start

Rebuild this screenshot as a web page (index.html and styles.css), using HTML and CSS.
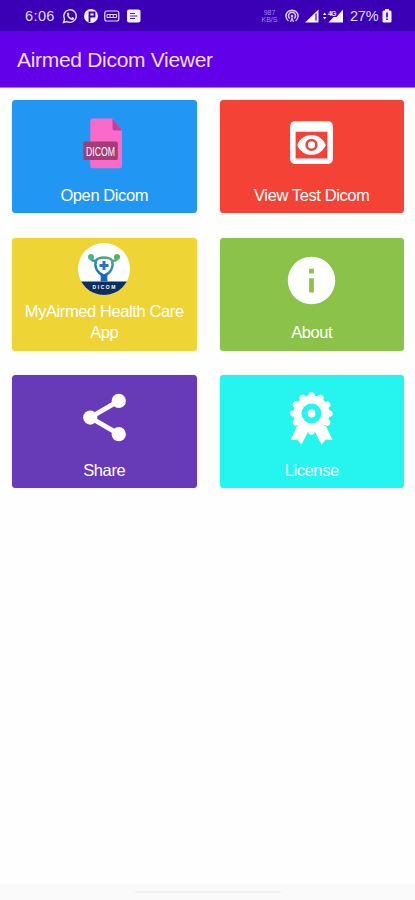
FILE: index.html
```html
<!DOCTYPE html>
<html lang="en">
<head>
<meta charset="utf-8">
<title>Airmed Dicom Viewer</title>
<link rel="stylesheet" href="styles.css">
</head>
<body>
<div class="status">
  <span class="time">6:06</span>
  <svg class="tray" width="79" height="16" viewBox="0 0 79 16" fill="none" stroke="#e4dcfa">
    <path d="M1.500 14.500l1-3.400a6.300 6.300 0 1 1 2.500 2.500z" stroke-width="1.400"/>
    <path d="M5.300 4.700l1.400.1.7 1.800-.8 1c.7 1.300 1.500 2 2.800 2.500l.9-1 1.800.9c.1 1.500-.8 2-1.900 2C7.500 11.500 4 8 5.300 4.700z" fill="#e4dcfa" stroke="none"/>
    <circle cx="29" cy="8" r="7" fill="#f5f0ff" stroke="none"/>
    <path d="M27.500 14V4.500h5v4H28" stroke="#3b00b6" stroke-width="1.800"/>
    <rect x="42.800" y="3" width="14" height="10" rx="2" stroke-width="1.200"/>
    <path d="M45 6.500h9.600v3H45zM48 6.500v3M51.300 6.500v3" stroke-width="1"/>
    <rect x="65" y="1.500" width="13.500" height="13" rx="2" fill="#f5f0ff" stroke="none"/>
    <path d="M68 5.500h5M68 8h7.500M68 10.500h5" stroke="#4b20b5" stroke-width="1.100"/>
  </svg>
  <span class="speed"><span>987</span><span>KB/S</span></span>
  <svg class="signal" width="58" height="16" viewBox="0 0 58 16" fill="none" stroke="#d9cdf6">
    <path d="M3.500 13a6 6 0 1 1 7 0M4.800 10.500a3.500 3.500 0 1 1 4.400 0" stroke-width="1.500"/>
    <circle cx="7" cy="8" r="1.300" fill="#d9cdf6" stroke="none"/><path d="M5.500 14l1.500-4 1.500 4" stroke-width="1.200"/>
    <path d="M33.500 1.500v13H20z" fill="#f5f0ff" stroke="none"/><path d="M31 5.500v7" stroke="#4318b7" stroke-width="1.300"/>
    <path d="M38 7l1.700-2.500L41.400 7zM38 9l1.700 2.500L41.400 9z" fill="#f5f0ff" stroke="none"/>
    <path d="M58 1.500v13H43.500l5-5.500h3z" fill="#f5f0ff" stroke="none"/>
    <text x="43" y="7.500" class="net">4G</text>
  </svg>
  <span class="percent">27%</span>
  <svg class="battery" width="10" height="14" viewBox="0 0 10 14">
    <path d="M3 0h4v1.500h1.200Q9.500 1.500 9.500 3v9.300q0 1.200-1.300 1.200H1.800Q.5 13.500.5 12.300V3q0-1.500 1.300-1.500H3z" fill="#f5f0ff"/>
    <path d="M5 3.500v5M5 9.500v1.500" stroke="#3b00b6" stroke-width="1.700"/>
  </svg>
</div>
<header class="appbar">Airmed Dicom Viewer</header>
<main class="grid">
  <a class="card blue">
    <svg class="icon" viewBox="0 0 57 57">
      <path d="M16.500 4.500h20l9.500 12V52q0 2.200-2.200 2.200H16.500q-2.200 0-2.200-2.200V6.700q0-2.200 2.200-2.200z" fill="#fa6bc9"/>
      <path d="M36.500 4.500l9.500 12h-7.500q-2 0-2-2z" fill="#c14099"/>
      <rect x="7.300" y="27.500" width="34.500" height="18.500" rx="1.500" fill="#a33c77"/>
      <text class="filetag" x="24.500" y="41.500" textLength="29" lengthAdjust="spacingAndGlyphs">DICOM</text>
    </svg>
    <span class="label">Open Dicom</span>
  </a>
  <a class="card red">
    <svg class="icon" viewBox="0 0 24 24">
      <path fill="#fff" fill-rule="evenodd" d="M19 3H5a2 2 0 0 0-2 2v14a2 2 0 0 0 2 2h14a2 2 0 0 0 2-2V5a2 2 0 0 0-2-2zm-.3 15.700H5.300V7.500h13.400z"/>
      <path fill="#fff" fill-rule="evenodd" d="M12 8.800c-2.730 0-5.060 1.700-6 4.200.94 2.500 3.270 4.200 6 4.200s5.060-1.700 6-4.200c-.94-2.500-3.270-4.200-6-4.200zm0 6.800a2.600 2.600 0 1 1 0-5.200 2.600 2.600 0 0 1 0 5.200z"/>
      <circle cx="12" cy="13" r="1.500" fill="#fff"/>
    </svg>
    <span class="label">View Test Dicom</span>
  </a>
  <a class="card yellow">
    <svg class="logo" viewBox="0 0 52 52">
      <defs>
        <clipPath id="disc"><circle cx="26" cy="26" r="26"/></clipPath>
        <linearGradient id="body" gradientUnits="userSpaceOnUse" x1="32" y1="13" x2="24" y2="34"><stop offset="0" stop-color="#4fb866"/><stop offset=".5" stop-color="#2f93a8"/><stop offset="1" stop-color="#1764b5"/></linearGradient>
      </defs>
      <g clip-path="url(#disc)">
        <path fill="#fff" d="M0 0h52v52H0z"/>
        <path fill="#0c2f5d" d="M0 38.500h52V52H0z"/>
        <path d="M13 16q2 2.500 5 1.500 2-3 8-3t8 3q3 1 5-1.500M18 17.500c-2 6 1 12 8 15.500 7-3.500 10-9.500 8-15.500" fill="none" stroke="url(#body)" stroke-width="2.600" stroke-linecap="round" stroke-linejoin="round"/>
        <path d="M22.500 31.500h7q-.5 3.500 0 7h-7q.5-3.500 0-7z" fill="#1768bd"/>
        <circle cx="13" cy="14" r="3" fill="#42b987"/><circle cx="39" cy="14" r="3" fill="#54b55f"/>
        <path d="M26 18v9M21.500 22.500h9" stroke="#2872c7" stroke-width="3"/>
        <text class="logotag" x="26" y="45.800" textLength="23">DICOM</text>
      </g>
    </svg>
    <span class="label">MyAirmed Health Care App</span>
  </a>
  <a class="card green">
    <svg class="icon" viewBox="0 0 24 24">
      <path fill="#fff" fill-rule="evenodd" d="M12 2a10 10 0 1 0 0 20 10 10 0 0 0 0-20zm1 15h-2v-6h2zm0-8h-2V7h2z"/>
    </svg>
    <span class="label">About</span>
  </a>
  <a class="card purple">
    <svg class="icon" viewBox="0 0 24 24" fill="#fff">
      <path d="M18 5L6 12l12 7" fill="none" stroke="#fff" stroke-width="2"/>
      <circle cx="18" cy="5" r="3"/><circle cx="6" cy="12" r="3"/><circle cx="18" cy="19" r="3"/>
    </svg>
    <span class="label">Share</span>
  </a>
  <a class="card cyan">
    <svg class="icon" viewBox="0 0 57 57" fill="#fff">
      <path d="M14 37L7.500 51l6.500-.5 4.500 5L26 41h5l7.500 14.500 4.500-5 6.500.5L43 37z"/>
      <circle cx="28.500" cy="24.500" r="14" fill="none" stroke="#fff" stroke-width="8"/>
      <circle class="scallop" cx="28.500" cy="24.500" r="18" pathLength="12"/>
      <circle cx="28.500" cy="24.500" r="3.900"/>
    </svg>
    <span class="label">License</span>
  </a>
</main>
<footer class="navbar"><span class="handle"></span></footer>
</body>
</html>
```
FILE: styles.css
```css
* { box-sizing: border-box; }
body {
  margin: 0;
  height: 900px;
  display: flex;
  flex-direction: column;
  overflow: hidden;
  background: #fefefe;
  font-family: "Liberation Sans", Arial, sans-serif;
}
.status {
  height: 31px;
  flex: none;
  display: flex;
  align-items: center;
  padding: 1px 23px 0 25px;
  background: #3b00b6;
  color: #e4dcfa;
}
.time { width: 37px; font-size: 14.5px; letter-spacing: 0.4px; }
.tray { flex: none; }
.speed {
  margin-left: auto;
  width: 17px;
  display: flex;
  flex-direction: column;
  align-items: center;
  font-size: 7px;
  line-height: 7px;
  color: #a08ae0;
}
.signal { flex: none; margin-left: 7px; }
.net { font-size: 7px; font-weight: bold; fill: #f5f0ff; stroke: none; letter-spacing: -0.8px; }
.percent { margin-left: 7px; width: 32px; font-size: 14.5px; letter-spacing: -0.2px; }
.battery { flex: none; }
.appbar {
  height: 57px;
  flex: none;
  padding-left: 17px;
  line-height: 58px;
  background: #6200ea;
  color: #eddfff;
  font-size: 21px;
  letter-spacing: -0.3px;
  border-bottom: 1px solid #a674f0;
}
.grid {
  flex: 1;
  display: grid;
  grid-template-columns: 184.5px 184.5px;
  grid-auto-rows: 113px;
  align-content: start;
  gap: 24.5px 23px;
  padding: 12px 11px 0 12px;
}
.card {
  display: flex;
  flex-direction: column;
  align-items: center;
  justify-content: space-between;
  padding: 5.5px 8px 6.5px;
  border-radius: 3.5px;
  box-shadow: 0 0 2px rgba(0, 0, 0, 0.12);
}
.blue { background: #2196f3; }
.red { background: #f44336; }
.yellow { background: #efd436; }
.green { background: #8bc34a; }
.purple { background: #673ab7; }
.cyan { background: #26f4ee; }
.icon { width: 57px; height: 57px; margin-top: 8.5px; }
.logo { width: 52px; height: 52px; }
.label {
  color: #fff;
  font-size: 16.5px;
  line-height: 21.7px;
  letter-spacing: -0.4px;
  text-align: center;
}
.filetag { font-size: 12.5px; fill: #fff; text-anchor: middle; }
.logotag { font-size: 5px; font-weight: bold; fill: #fff; text-anchor: middle; }
.scallop { fill: none; stroke: #fff; stroke-width: 6.4; stroke-linecap: round; stroke-dasharray: 0.01 0.99; }
.navbar {
  height: 16px;
  flex: none;
  display: flex;
  align-items: center;
  justify-content: center;
  background: #fafafa;
}
.handle { width: 146px; height: 2px; border-radius: 1px; background: #f0f0f0; }
```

end

*WHAT NEEDS TO BE DONE:* Find all lines holding the string "styles" and copy them.

*SOLVED PROBLEM:*
Rebuild this screenshot as a web page (index.html and styles.css), using HTML and CSS.
<link rel="stylesheet" href="styles.css">
FILE: styles.css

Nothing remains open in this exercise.